My journey to Muhoroni...

Friday, January 22, 2010

School is school almost for free


Class, are you happy? Yes! Maria is going to teach you. Are you happy? Yes! She told me she wants to be your friend. Are you happy? Yes! She will take you to Slovakia. Are you happy? Yes!
Well, a happy class of happy children indeed...

The children at the elementary school in Muhoroni are not as rude as the Slovak ones but they can be. They imitate my voice, my accent, repeat sentences after me or shout at me. I can see there are some rascals too.
Almost as if in Slovak nationalist´s dream: on Friday morning at eight o´clock we start by hanging up the flag and singing the anthem. Kenyan anthem is beautiful. In the context of the country that is fragmentated into tribes it does not give the impression of nationalism as much as of unity.

Kenya has had free education for 7 years now. Recently Britain has stopped its support because 100 million shillings disappeared just like that.
 

„Your parents are untidy. Tell your parents that if you don´t come to school in your uniforms on Monday, you can turn around and walk back home.“
„Your parents just don´t care!“
„Where are your socks?“
„This is not the colour of our uniform!“
„If you come in these shoes again you will have to take them off at the gate and walk barefoot for the rest of the day.“

There are several elementary schools in Muhoroni. This one has 840 children. There are 30 to 60 children in each class. Three or four share one desk. The school has 18 teachers. 19 with me.

35-minute lesson. 40 children. 5 classbooks. That
is some challenge.

Some children walk to school for about an hour. Sometime after six o´clock in the evening you can see them walking back home to Koguta or Menara Village.

They don´t give lunch at school. The children have an hour and 20 minutes to get home. A neighbour´s girl is going to cook lunch together with her sister. Another one goes to the neighbour´s because Menara is too far away.
A 4-year-old girl is walking down the street. Her brother who is about 2 years older than her walks 10 meters ahead of her. I walked with her because we had the same way. Then I notified the boy that he had a sister there. A boy that is not even of school age needs to take responsibility. There is a nice road to school, right next to our hospital. It is a shortcut through the field. No one shouts at me and I can be alone for a while.
„Did you come through the shortcut to school? We try to teach the children that they should walk through the gate.“
I understand. An inner sigh. No more shortcuts.
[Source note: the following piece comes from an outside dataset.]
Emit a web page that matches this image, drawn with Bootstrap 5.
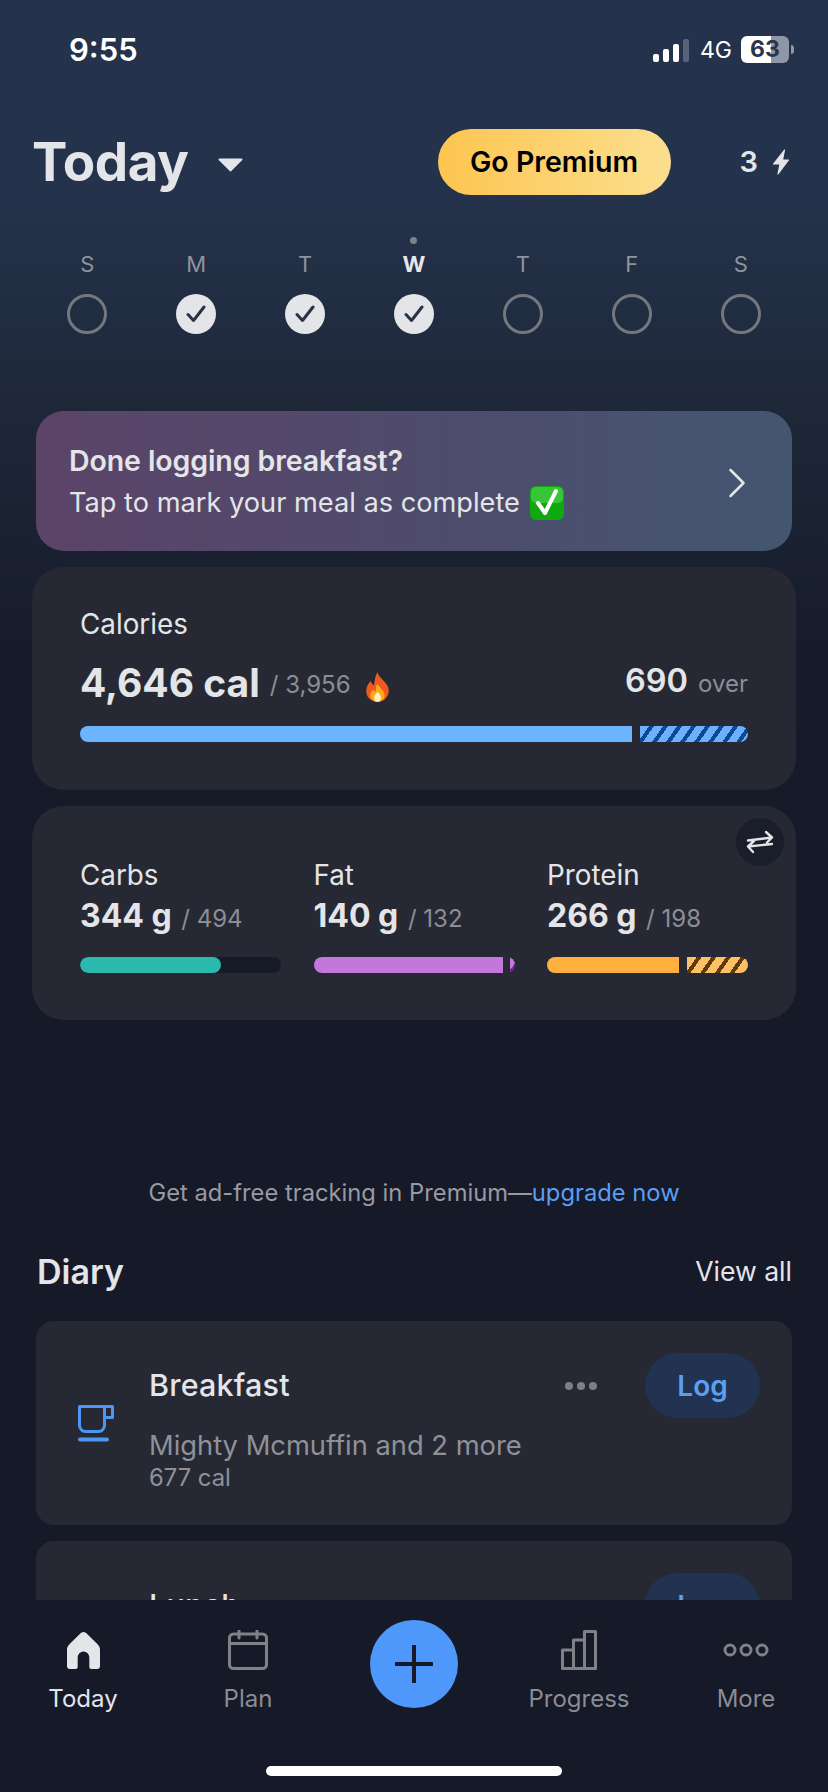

They call me „sister“. They think I am a nun. I don´t mind. It works as a self-defence course.
In the afternoon the children were practising some dancing. They will dance and play drama about Mao Forest. It is a reservation where people started to live, they cut out the trees and now after years they started to move them out and they are planting trees. It is a big political case.
There is a poster on the wall saying „no sexual harrasment at school“. Unfortunately, it should hang in every classroom. A teacher went to a training about sexual abuse of children at schools. 15-year old girls get pregnant because they carry their teacher´s books home. I haven´t seen a student that would dare disobey the teacher. He has great authority. In every area, it seems.

I teach two lessons of religion a week. Eastern and western 6th grade. That is instead of 6A and 6B.
Apart from that I teach a 15-year-old girl to read. She is repeating the 3rd grade. And I also teach an 8-year-old boy to read from the very beginning. Those are simple yet miraculous things. To learn how to riddle the bugs we put in words and books.